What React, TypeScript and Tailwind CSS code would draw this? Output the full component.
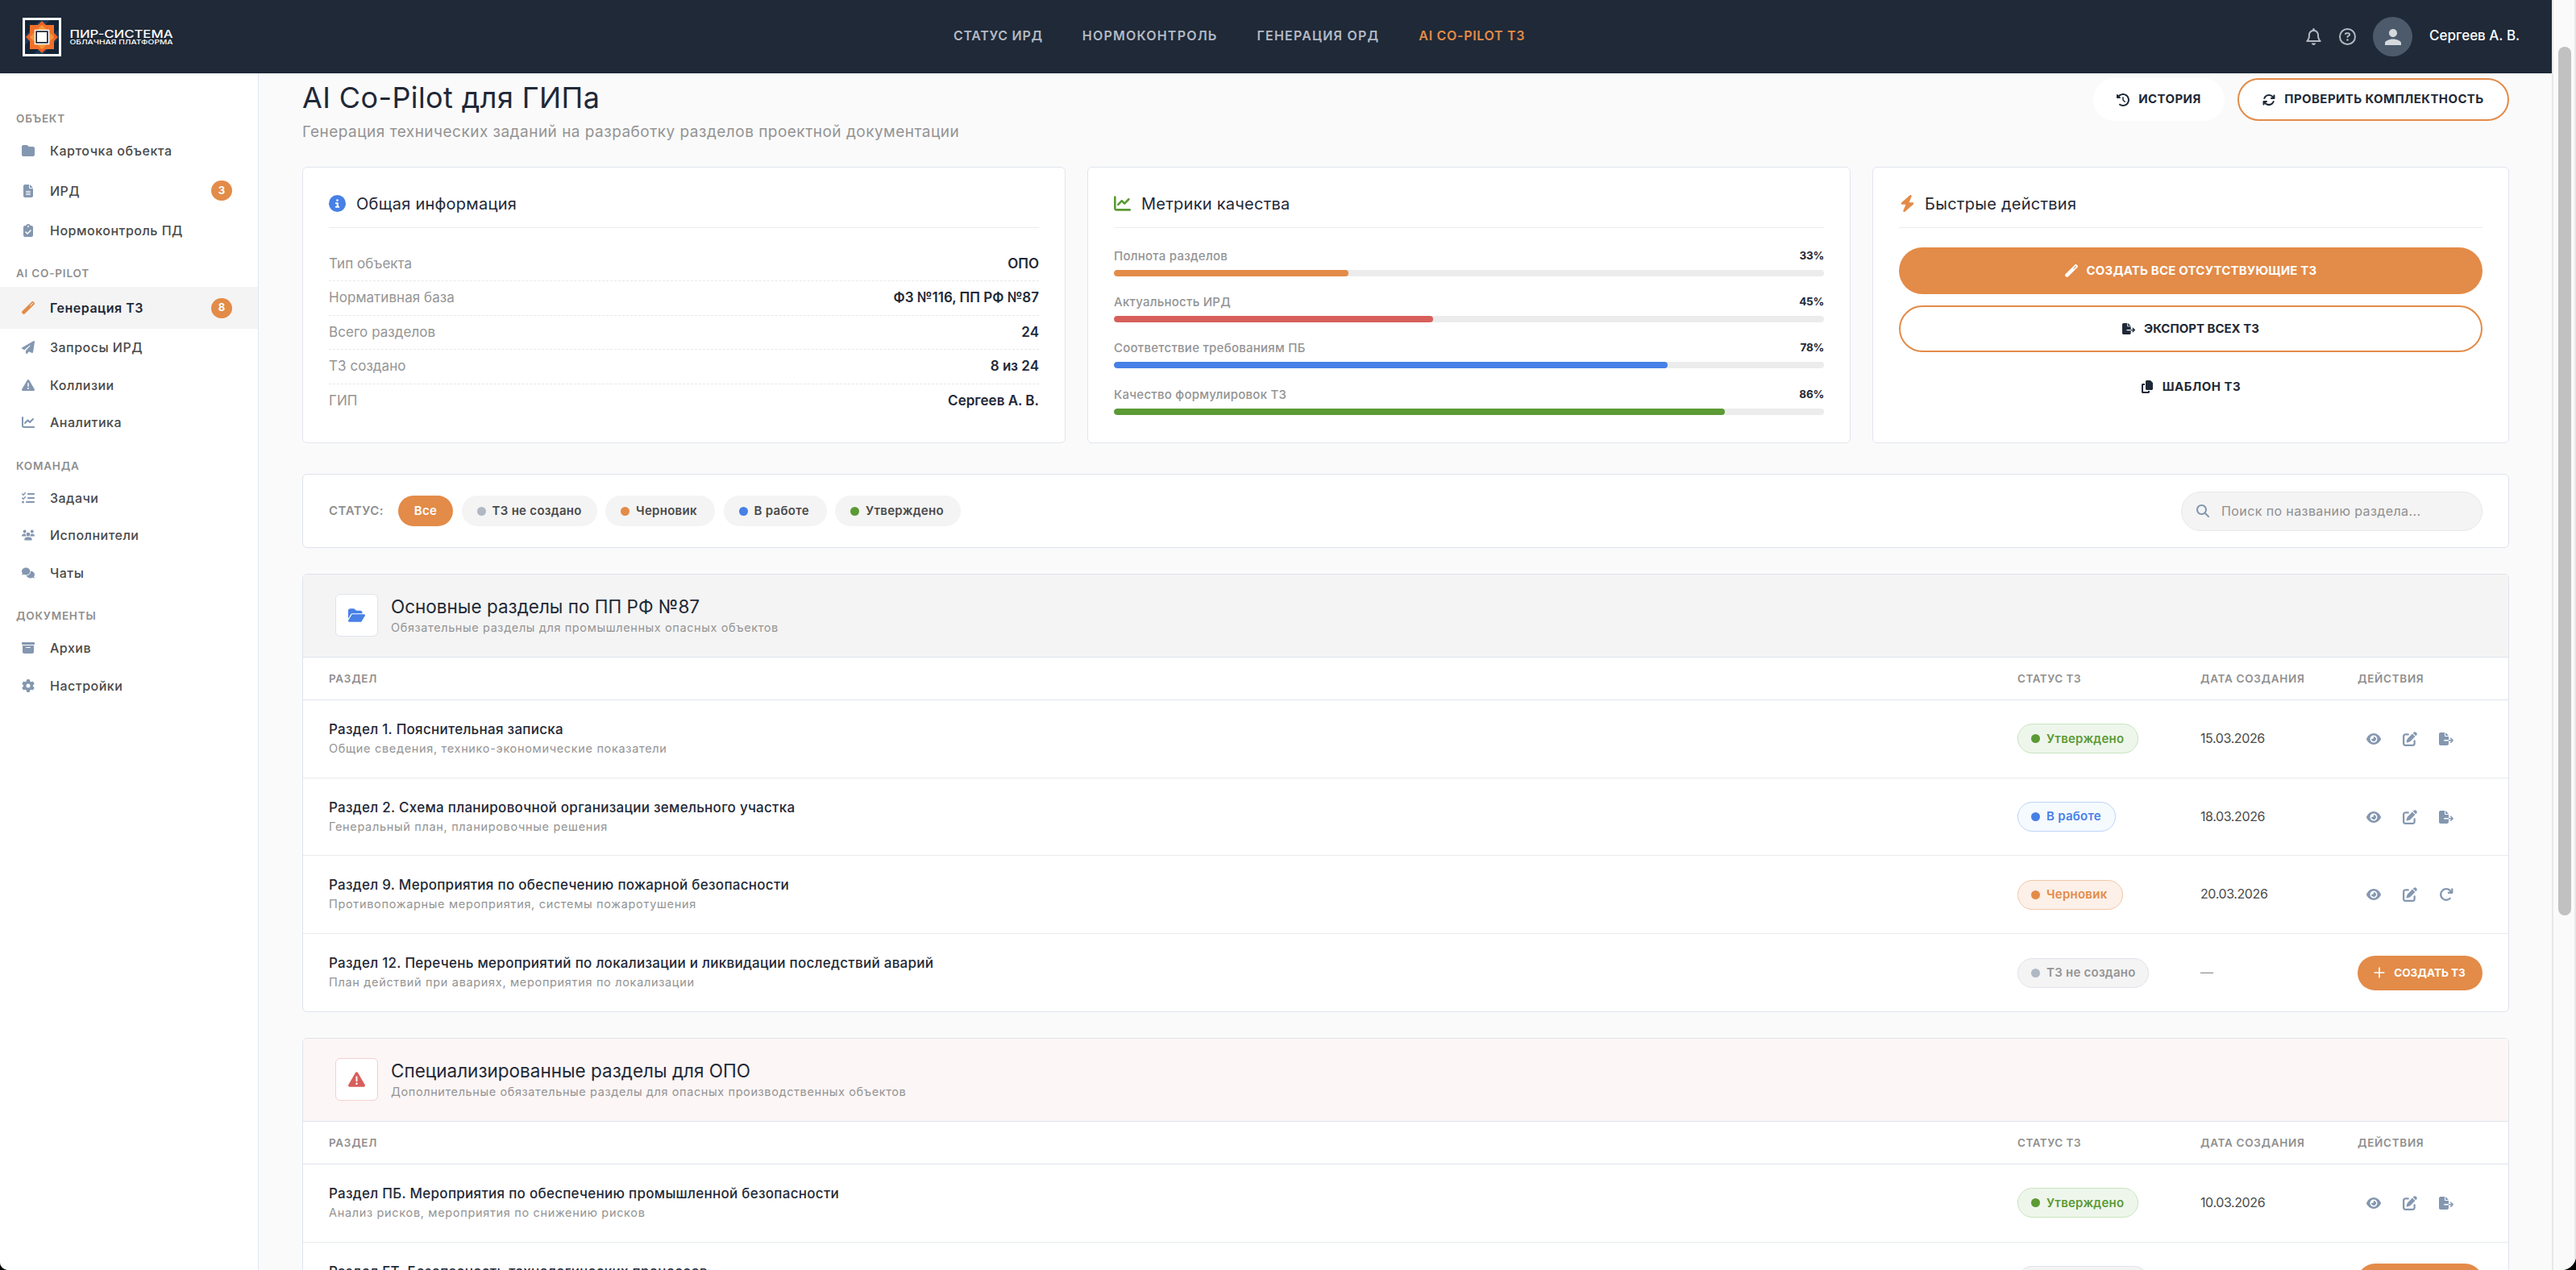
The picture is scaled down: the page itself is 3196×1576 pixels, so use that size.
import type { ReactNode } from "react";
import type { IconType } from "react-icons";
import { Plus } from "lucide-react";
import {
  FaArrowRotateRight,
  FaArrowsRotate,
  FaBolt,
  FaBoxArchive,
  FaChartLine,
  FaCircleInfo,
  FaClipboardCheck,
  FaClockRotateLeft,
  FaComments,
  FaCopy,
  FaEye,
  FaFileExport,
  FaFileLines,
  FaFolder,
  FaFolderOpen,
  FaGear,
  FaListCheck,
  FaMagnifyingGlass,
  FaPaperPlane,
  FaPenToSquare,
  FaRegBell,
  FaRegCircleQuestion,
  FaTriangleExclamation,
  FaUsers,
  FaWandMagic,
} from "react-icons/fa6";
import { MdPerson } from "react-icons/md";

type NavItem = { label: string; icon: IconType; badge?: number; active?: boolean };
type Status = "approved" | "progress" | "draft" | "none";
type Row = { title: string; text: string; status: Status; date: string };

const navGroups: { title: string; items: NavItem[] }[] = [
  {
    title: "ОБЪЕКТ",
    items: [
      { label: "Карточка объекта", icon: FaFolder },
      { label: "ИРД", icon: FaFileLines, badge: 3 },
      { label: "Нормоконтроль ПД", icon: FaClipboardCheck },
    ],
  },
  {
    title: "AI CO-PILOT",
    items: [
      { label: "Генерация ТЗ", icon: FaWandMagic, badge: 8, active: true },
      { label: "Запросы ИРД", icon: FaPaperPlane },
      { label: "Коллизии", icon: FaTriangleExclamation },
      { label: "Аналитика", icon: FaChartLine },
    ],
  },
  {
    title: "КОМАНДА",
    items: [
      { label: "Задачи", icon: FaListCheck },
      { label: "Исполнители", icon: FaUsers },
      { label: "Чаты", icon: FaComments },
    ],
  },
  {
    title: "ДОКУМЕНТЫ",
    items: [
      { label: "Архив", icon: FaBoxArchive },
      { label: "Настройки", icon: FaGear },
    ],
  },
];

const info = [
  ["Тип объекта", "ОПО"],
  ["Нормативная база", "ФЗ №116, ПП РФ №87"],
  ["Всего разделов", "24"],
  ["ТЗ создано", "8 из 24"],
  ["ГИП", "Сергеев А. В."],
];

const metrics = [
  { label: "Полнота разделов", value: 33, color: "bg-[#e38b48]" },
  { label: "Актуальность ИРД", value: 45, color: "bg-[#d75f5b]" },
  { label: "Соответствие требованиям ПБ", value: 78, color: "bg-[#4780e6]" },
  { label: "Качество формулировок ТЗ", value: 86, color: "bg-[#5b9a34]" },
];

const statuses: Record<Status, { label: string; dot: string; badge: string; width: string }> = {
  none: { label: "ТЗ не создано", dot: "bg-[#b0b8c4]", badge: "border-[#dfe3ec] bg-[#f4f4f4] text-[#949494]", width: "w-[163px]" },
  draft: { label: "Черновик", dot: "bg-[#e38b48]", badge: "border-[#f3c7a5] bg-[#fcf0e8] text-[#e38b48]", width: "w-[131px]" },
  progress: { label: "В работе", dot: "bg-[#4780e6]", badge: "border-[#bcd3f6] bg-[#f5faff] text-[#4780e6]", width: "w-[122px]" },
  approved: { label: "Утверждено", dot: "bg-[#5b9a34]", badge: "border-[#c6e4bd] bg-[#eef6ec] text-[#5b9a34]", width: "w-[150px]" },
};

const filters: { status: Status; width: string }[] = [
  { status: "none", width: "w-[168px]" },
  { status: "draft", width: "w-[136px]" },
  { status: "progress", width: "w-[128px]" },
  { status: "approved", width: "w-[156px]" },
];

const mainRows: Row[] = [
  { title: "Раздел 1. Пояснительная записка", text: "Общие сведения, технико-экономические показатели", status: "approved", date: "15.03.2026" },
  { title: "Раздел 2. Схема планировочной организации земельного участка", text: "Генеральный план, планировочные решения", status: "progress", date: "18.03.2026" },
  { title: "Раздел 9. Мероприятия по обеспечению пожарной безопасности", text: "Противопожарные мероприятия, системы пожаротушения", status: "draft", date: "20.03.2026" },
  { title: "Раздел 12. Перечень мероприятий по локализации и ликвидации последствий аварий", text: "План действий при авариях, мероприятия по локализации", status: "none", date: "—" },
];

const specialRows: Row[] = [
  { title: "Раздел ПБ. Мероприятия по обеспечению промышленной безопасности", text: "Анализ рисков, мероприятия по снижению рисков", status: "approved", date: "10.03.2026" },
  { title: "Раздел БТ. Безопасность технологических процессов", text: "Технологические решения, безопасность процессов", status: "none", date: "—" },
];

function Logo() {
  return (
    <svg width="188" height="48" viewBox="0 0 188 48">
      <rect x="1.5" y="1.5" width="45" height="45" fill="#142436" stroke="#fff" strokeWidth="3" />
      <path d="M3 22 22 3H34L3 34ZM45 26 26 45H14L45 14Z" fill="#1f4a6e" opacity="0.6" />
      <path d="M24 4 44 24 24 44 4 24Z" fill="#ee5f27" />
      <rect x="9" y="9" width="30" height="30" fill="#f0702a" />
      <path d="M24 9 39 24 24 39 9 24Z" fill="#f09a3c" />
      <rect x="15.5" y="15.5" width="17" height="17" fill="#1f2937" stroke="#fff" strokeWidth="1.5" />
      <rect x="18" y="18" width="12" height="12" fill="#fff" />
      <text x="58.5" y="24.5" textLength="128" lengthAdjust="spacingAndGlyphs" fill="#fff" fontSize="12.5" fontWeight="500" fontFamily="Inter, sans-serif">
        ПИР-СИСТЕМА
      </text>
      <text x="58.5" y="32.5" textLength="128" lengthAdjust="spacingAndGlyphs" fill="#fff" fontSize="7.5" fontWeight="500" fontFamily="Inter, sans-serif">
        ОБЛАЧНАЯ ПЛАТФОРМА
      </text>
    </svg>
  );
}

function Header() {
  return (
    <header className="flex h-[91px] shrink-0 items-center bg-[#1f2937]">
      <div className="w-[1155px] pl-7">
        <Logo />
      </div>
      <nav className="flex flex-1 gap-[49px] pb-[3px] pl-7 text-base leading-5 font-semibold whitespace-nowrap text-[#b3b9c4]">
        <span className="tracking-[0.7px]">СТАТУС ИРД</span>
        <span className="tracking-[1.2px]">НОРМОКОНТРОЛЬ</span>
        <span className="tracking-[1.2px]">ГЕНЕРАЦИЯ ОРД</span>
        <span className="tracking-[0.7px] text-[#e38b48]">AI CO-PILOT ТЗ</span>
      </nav>
      <div className="flex w-[306px] items-center text-[#b3b9c4]">
        <FaRegBell className="mr-[21px] h-[21px] w-auto" />
        <FaRegCircleQuestion className="mr-[21px] size-[21px]" />
        <div className="mr-[21px] flex size-[49px] items-center justify-center rounded-full bg-[#4c5a6c]">
          <MdPerson className="size-[30px] text-[#d5d9dd]" />
        </div>
        <span className="pb-[2px] text-[17px] font-medium whitespace-nowrap text-white">Сергеев А. В.</span>
      </div>
    </header>
  );
}

function Sidebar() {
  return (
    <aside className="w-[321px] shrink-0 border-r border-[#e1e5ee] bg-white pt-[26px]">
      {navGroups.map((group) => (
        <div key={group.title}>
          <div className="flex h-[47px] items-center pt-[14px] pl-5 text-[13.5px] font-semibold tracking-[0.8px] text-[#8f8f8f]">
            {group.title}
          </div>
          {group.items.map((item) => (
            <div
              key={item.label}
              className={`flex items-center pr-8 pl-[26px] text-base font-medium ${item.badge ? "h-[52px]" : "h-[46.5px]"} ${
                item.active ? "bg-[#f4f4f4] text-[#1f2937]" : "text-[#4a4a4a]"
              }`}
            >
              <span className="mr-[19px] flex w-[17px] justify-center">
                <item.icon className={`h-4 w-auto shrink-0 ${item.active ? "text-[#e38b48]" : "text-[#8497b0]"}`} />
              </span>
              <span className={`tracking-[0.5px] ${item.active ? "font-semibold" : ""}`}>{item.label}</span>
              {item.badge && (
                <span className="ml-auto flex h-[25px] w-[26px] items-center justify-center rounded-full bg-[#e38b48] text-[13px] font-bold text-white">
                  {item.badge}
                </span>
              )}
            </div>
          ))}
        </div>
      ))}
    </aside>
  );
}

function Card({ title, icon, children }: { title: string; icon: ReactNode; children: ReactNode }) {
  return (
    <div className="flex h-[343px] flex-col rounded-md border border-[#e1e5ee] bg-white px-8 pt-8">
      <div className="flex h-[43px] items-start border-b border-[#e9ebee]">
        <span className="mr-[13px] flex h-6 items-center">{icon}</span>
        <h2 className="pt-px text-[20px] leading-6 tracking-[0.25px] text-[#1f2937]">{title}</h2>
      </div>
      {children}
    </div>
  );
}

function StatusBadge({ status }: { status: Status }) {
  const s = statuses[status];
  return (
    <span className={`flex h-[37px] items-center rounded-full border pl-4 text-[15px] font-semibold tracking-[0.25px] whitespace-nowrap ${s.badge} ${s.width}`}>
      <span className={`mr-2 size-[11px] rounded-full ${s.dot}`} />
      {s.label}
    </span>
  );
}

function SectionTable({ title, subtitle, danger, rows }: { title: string; subtitle: string; danger?: boolean; rows: Row[] }) {
  return (
    <section className="mb-8 overflow-hidden rounded-md border border-[#dfe3ec] bg-white">
      <div className={`flex h-[103px] items-center border-b border-[#dfe3ec] pb-px pl-10 ${danger ? "bg-[#fdf6f6]" : "bg-[#f4f4f4]"}`}>
        <div className={`mr-4 flex size-[53px] items-center justify-center rounded-md border bg-white ${danger ? "border-[#f3cfce]" : "border-[#dfe3ec]"}`}>
          {danger ? <FaTriangleExclamation className="h-[21px] w-auto text-[#d75f5b]" /> : <FaFolderOpen className="h-[21px] w-auto text-[#4780e6]" />}
        </div>
        <div className="pt-[3px]">
          <h2 className="text-[22.5px] leading-7 text-[#1f2937]">{title}</h2>
          <p className="text-[14.5px] leading-6 tracking-[0.6px] text-[#949494]">{subtitle}</p>
        </div>
      </div>
      <div className="flex h-[53px] items-center border-b border-[#dfe3ec] pl-8 text-[13.5px] font-semibold tracking-[0.7px] text-[#8f8f8f]">
        <span className="w-[2095px]">РАЗДЕЛ</span>
        <span className="w-[227px] tracking-[0.5px]">СТАТУС ТЗ</span>
        <span className="w-[195px]">ДАТА СОЗДАНИЯ</span>
        <span>ДЕЙСТВИЯ</span>
      </div>
      {rows.map((row) => (
        <div key={row.title} className="flex h-[96.7px] items-center border-b border-[#e9ebee] pl-8 last:h-[96px] last:border-b-0">
          <div className="w-[2095px]">
            <p className="text-[17px] leading-6 font-medium tracking-[0.27px] text-[#1f2937]">{row.title}</p>
            <p className="text-[14.5px] leading-6 tracking-[0.67px] text-[#949494]">{row.text}</p>
          </div>
          <div className="w-[227px]">
            <StatusBadge status={row.status} />
          </div>
          <span className={`w-[195px] pb-[2px] text-base tracking-[-0.4px] ${row.status === "none" ? "text-[#949494]" : "text-[#4a4a4a]"}`}>{row.date}</span>
          {row.status === "none" ? (
            <button className="flex h-[43px] w-[155px] items-center justify-center gap-2 rounded-full bg-[#e38b48] pr-1 text-[13.5px] font-bold whitespace-nowrap text-white">
              <Plus className="size-5" strokeWidth={2} />
              СОЗДАТЬ ТЗ
            </button>
          ) : (
            <div className="flex gap-[5px] text-[#8497b0]">
              {[FaEye, FaPenToSquare, row.status === "draft" ? FaArrowRotateRight : FaFileExport].map((Icon, i) => (
                <span key={i} className="flex size-10 items-center justify-center">
                  <Icon className="h-[18px] w-auto" />
                </span>
              ))}
            </div>
          )}
        </div>
      ))}
    </section>
  );
}

function Main() {
  return (
    <main className="flex-1 overflow-hidden bg-[#fafafa] px-[54px] pt-1">
      <div className="flex h-28 w-[2738px] items-start justify-between">
        <div>
          <h1 className="-mt-[2px] text-[36px] leading-[56px] tracking-[0.4px] whitespace-nowrap text-[#1f2937]">AI Co-Pilot для ГИПа</h1>
          <p className="-mt-px text-[19px] leading-8 tracking-[0.48px] text-[#949494]">Генерация технических заданий на разработку разделов проектной документации</p>
        </div>
        <div className="flex gap-4 pt-[2px] text-[15px] font-bold tracking-[0.4px] whitespace-nowrap text-[#1f2937]">
          <button className="flex h-[53px] w-[163px] items-center justify-center gap-[11px] rounded-full bg-white">
            <FaClockRotateLeft className="size-4" />
            ИСТОРИЯ
          </button>
          <button className="flex h-[53px] w-[337px] items-center justify-center gap-[11px] rounded-full border-2 border-[#e38b48] bg-white">
            <FaArrowsRotate className="size-4" />
            ПРОВЕРИТЬ КОМПЛЕКТНОСТЬ
          </button>
        </div>
      </div>

      <div className="mb-[38px] grid grid-cols-[947px_947px_790px] gap-[27px]">
        <Card title="Общая информация" icon={<FaCircleInfo className="size-[21px] text-[#4780e6]" />}>
          <div className="pt-6">
            {info.map(([label, value]) => (
              <div key={label} className="flex h-[42.4px] items-center justify-between border-b border-dashed border-[#e6e8ec] text-[17px] last:border-b-0">
                <span className="tracking-[0.05px] text-[#949494]">{label}</span>
                <span className="font-semibold text-[#1f2937]">{value}</span>
              </div>
            ))}
          </div>
        </Card>

        <Card title="Метрики качества" icon={<FaChartLine className="size-[21px] text-[#5b9a34]" />}>
          <div className="pt-[23px]">
            {metrics.map((m) => (
              <div key={m.label} className="h-[57.2px]">
                <div className="flex h-[29px] items-start justify-between text-[15px] leading-[23px] font-medium tracking-[0.25px] text-[#949494]">
                  <span>{m.label}</span>
                  <span className="text-[13.5px] font-bold tracking-[-0.2px] text-[#1f2937]">{m.value}%</span>
                </div>
                <div className="h-2 overflow-hidden rounded-full bg-[#ececec]">
                  <div className={`h-2 rounded-full ${m.color}`} style={{ width: `${m.value}%` }} />
                </div>
              </div>
            ))}
          </div>
        </Card>

        <Card title="Быстрые действия" icon={<FaBolt className="-mr-[2px] h-[21px] w-auto text-[#e38b48]" />}>
          <div className="flex flex-col gap-[14.4px] pt-6 text-[15px] font-bold text-[#1f2937]">
            <button className="flex h-[57.6px] items-center justify-center gap-[11px] rounded-full bg-[#e38b48] tracking-[0.2px] text-white">
              <FaWandMagic className="size-4" />
              СОЗДАТЬ ВСЕ ОТСУТСТВУЮЩИЕ ТЗ
            </button>
            <button className="flex h-[57.6px] items-center justify-center gap-[11px] rounded-full border-2 border-[#e38b48]">
              <FaFileExport className="h-4 w-auto" />
              ЭКСПОРТ ВСЕХ ТЗ
            </button>
            <button className="flex h-[57.6px] items-center justify-center gap-[11px] tracking-[0.5px]">
              <FaCopy className="h-4 w-auto" />
              ШАБЛОН ТЗ
            </button>
          </div>
        </Card>
      </div>

      <div className="mb-8 flex h-[92px] w-[2738px] items-center rounded-md border border-[#dfe3ec] bg-white px-8 text-[15px] whitespace-nowrap">
        <span className="w-[86px] font-semibold tracking-[0.5px] text-[#8f8f8f]">СТАТУС:</span>
        <div className="flex flex-1 gap-[10.5px] font-semibold tracking-[0.3px] text-[#4a4a4a]">
          <span className="flex h-[38px] w-[68px] items-center justify-center rounded-full bg-[#e38b48] text-white">Все</span>
          {filters.map((f) => (
            <span key={f.status} className={`flex h-[38px] items-center rounded-full bg-[#f4f4f4] pl-[19px] ${f.width}`}>
              <span className={`mr-2 size-[11px] rounded-full ${statuses[f.status].dot}`} />
              {statuses[f.status].label}
            </span>
          ))}
        </div>
        <div className="flex h-[49px] w-[374px] items-center rounded-full border border-[#e6e8ec] bg-[#f4f4f4] pl-[18px] text-base tracking-[0.4px] text-[#8f8f8f]">
          <FaMagnifyingGlass className="mr-[15px] size-4 text-[#8497b0]" />
          Поиск по названию раздела...
        </div>
      </div>

      <div className="w-[2738px]">
        <SectionTable title="Основные разделы по ПП РФ №87" subtitle="Обязательные разделы для промышленных опасных объектов" rows={mainRows} />
        <SectionTable danger title="Специализированные разделы для ОПО" subtitle="Дополнительные обязательные разделы для опасных производственных объектов" rows={specialRows} />
      </div>
    </main>
  );
}

export default function App() {
  return (
    <div className="h-[1576px] w-[3196px] overflow-hidden bg-black font-['Inter','Noto_Sans',sans-serif]">
      <div className="flex h-full overflow-hidden rounded-br-[18px] rounded-bl-[10px] bg-[#fafafa]">
        <div className="flex w-[3166px] flex-col">
          <Header />
          <div className="flex min-h-0 flex-1">
            <Sidebar />
            <Main />
          </div>
        </div>
        {/* Scrollbar */}
        <div className="w-[30px] border-x-2 border-[#e8e8e8] bg-[#fafafa] pt-[58px] pl-[6px]">
          <div className="h-[1078px] w-4 rounded-full bg-[#c1c1c1]" />
        </div>
      </div>
    </div>
  );
}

EXERCISE DESCRIPTION: Starting with the first line of the data above and ending with the line containing "string; text: string;", please restate every line exactly, leaving images out.

SOLUTION:
What React, TypeScript and Tailwind CSS code would draw this? Output the full component.
The picture is scaled down: the page itself is 3196×1576 pixels, so use that size.
import type { ReactNode } from "react";
import type { IconType } from "react-icons";
import { Plus } from "lucide-react";
import {
  FaArrowRotateRight,
  FaArrowsRotate,
  FaBolt,
  FaBoxArchive,
  FaChartLine,
  FaCircleInfo,
  FaClipboardCheck,
  FaClockRotateLeft,
  FaComments,
  FaCopy,
  FaEye,
  FaFileExport,
  FaFileLines,
  FaFolder,
  FaFolderOpen,
  FaGear,
  FaListCheck,
  FaMagnifyingGlass,
  FaPaperPlane,
  FaPenToSquare,
  FaRegBell,
  FaRegCircleQuestion,
  FaTriangleExclamation,
  FaUsers,
  FaWandMagic,
} from "react-icons/fa6";
import { MdPerson } from "react-icons/md";

type NavItem = { label: string; icon: IconType; badge?: number; active?: boolean };
type Status = "approved" | "progress" | "draft" | "none";
type Row = { title: string; text: string; status: Status; date: string };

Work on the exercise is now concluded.